Hi,
We are running OJS 3.2.1.1 on RHEL 7.9 with mysql 5.6
We recently upgraded from OJS 2.8 and noticed that full text indexing of PDFs is no longer working. For our migrated journals, older articles continue to be full text searchable, but articles added since migration to 3.2.1.1 are not full text searchable.
This line is uncommented in our config.inc.php
index[application/pdf] = “/usr/bin/pdftotext -enc UTF-8 -nopgbrk %s - | /usr/bin/tr ‘[:cntrl:]’ ’ '”
When I run the above command manually on the command line against a newly added article, the expected output is send to stdout.
apache is owner of all files and directories in the OJS file directory and has rwx permissions.

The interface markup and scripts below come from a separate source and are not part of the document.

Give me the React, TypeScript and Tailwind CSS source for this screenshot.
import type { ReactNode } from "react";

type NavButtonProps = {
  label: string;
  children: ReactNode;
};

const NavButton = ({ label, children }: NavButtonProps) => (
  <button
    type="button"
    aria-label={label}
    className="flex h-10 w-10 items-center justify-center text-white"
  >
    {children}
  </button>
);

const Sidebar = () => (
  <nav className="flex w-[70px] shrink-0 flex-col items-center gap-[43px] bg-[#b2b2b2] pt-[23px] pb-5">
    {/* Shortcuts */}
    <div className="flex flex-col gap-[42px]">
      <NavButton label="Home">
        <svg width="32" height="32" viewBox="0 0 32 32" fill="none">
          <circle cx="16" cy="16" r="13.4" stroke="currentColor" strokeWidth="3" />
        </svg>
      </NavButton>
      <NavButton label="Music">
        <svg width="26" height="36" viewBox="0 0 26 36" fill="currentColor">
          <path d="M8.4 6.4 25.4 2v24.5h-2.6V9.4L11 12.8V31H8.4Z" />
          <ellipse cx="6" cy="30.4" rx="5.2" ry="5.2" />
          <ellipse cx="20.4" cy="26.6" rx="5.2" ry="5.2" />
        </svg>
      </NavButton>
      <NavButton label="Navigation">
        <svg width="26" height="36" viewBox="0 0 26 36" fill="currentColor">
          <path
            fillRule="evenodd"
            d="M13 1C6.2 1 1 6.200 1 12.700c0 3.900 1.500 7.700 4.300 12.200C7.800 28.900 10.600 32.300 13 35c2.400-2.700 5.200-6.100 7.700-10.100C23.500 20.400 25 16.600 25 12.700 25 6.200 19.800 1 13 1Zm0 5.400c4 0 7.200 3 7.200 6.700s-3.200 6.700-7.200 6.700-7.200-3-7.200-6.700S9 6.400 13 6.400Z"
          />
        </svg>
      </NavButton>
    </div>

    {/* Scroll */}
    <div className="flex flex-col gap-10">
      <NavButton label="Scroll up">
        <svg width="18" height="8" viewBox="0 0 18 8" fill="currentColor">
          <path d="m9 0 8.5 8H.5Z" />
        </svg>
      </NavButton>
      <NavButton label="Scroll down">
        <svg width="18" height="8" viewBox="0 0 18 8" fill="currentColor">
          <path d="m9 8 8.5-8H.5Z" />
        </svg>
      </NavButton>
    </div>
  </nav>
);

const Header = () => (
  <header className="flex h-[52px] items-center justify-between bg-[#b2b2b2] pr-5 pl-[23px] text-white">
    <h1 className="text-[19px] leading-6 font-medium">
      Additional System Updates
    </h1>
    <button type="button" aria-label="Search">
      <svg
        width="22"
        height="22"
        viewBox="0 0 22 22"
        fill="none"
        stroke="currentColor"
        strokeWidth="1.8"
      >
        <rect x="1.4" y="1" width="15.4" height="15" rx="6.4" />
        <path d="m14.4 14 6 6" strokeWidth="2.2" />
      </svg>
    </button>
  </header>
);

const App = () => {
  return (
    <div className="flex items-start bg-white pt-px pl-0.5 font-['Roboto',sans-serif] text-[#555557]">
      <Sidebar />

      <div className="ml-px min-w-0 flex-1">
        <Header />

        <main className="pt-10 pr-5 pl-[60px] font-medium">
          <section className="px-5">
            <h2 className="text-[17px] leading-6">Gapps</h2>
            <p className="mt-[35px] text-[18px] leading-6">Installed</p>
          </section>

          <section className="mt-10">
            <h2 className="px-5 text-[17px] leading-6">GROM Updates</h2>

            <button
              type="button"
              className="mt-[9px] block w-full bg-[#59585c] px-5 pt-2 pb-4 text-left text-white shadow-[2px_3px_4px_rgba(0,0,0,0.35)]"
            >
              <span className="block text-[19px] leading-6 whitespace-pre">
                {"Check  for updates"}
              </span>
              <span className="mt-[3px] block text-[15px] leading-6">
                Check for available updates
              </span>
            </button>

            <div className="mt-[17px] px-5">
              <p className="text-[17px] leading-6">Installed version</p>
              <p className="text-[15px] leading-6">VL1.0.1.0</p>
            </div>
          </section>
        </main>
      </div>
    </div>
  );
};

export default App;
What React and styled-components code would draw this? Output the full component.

I ran the rebuildSearchIndex.php tool on the command line on a test instance and it reported that it successfully indexed 47 articles. However, when I checked the database I saw that the number of table entries dropped as follows
submission_search_keyword_list dropped from 18532 to 1029 records
submission_search_object_keywords dropped from 74491 to 2144 records
submission_search_objects dropped from 416 to 370 records
It seems that only the article metadata is now being indexed.
The only thing I see in the logs is that PHP records a Division by zero Warning whenever an editorial decision is recorded. But this does not stop us from being able to push an article through the editorial workflow and publish it, as expected. I saw no errors in the log when I ran rebuildSearchIndex… A couple of PHP Notices were output regarding Array to string conversion, and two PDFs were not found (path was given as journals/1//articles/… instead of journals/1/articles/… but this seems to be an unrelated issue).
Can anyone suggest where the problem might lie?
many thanks.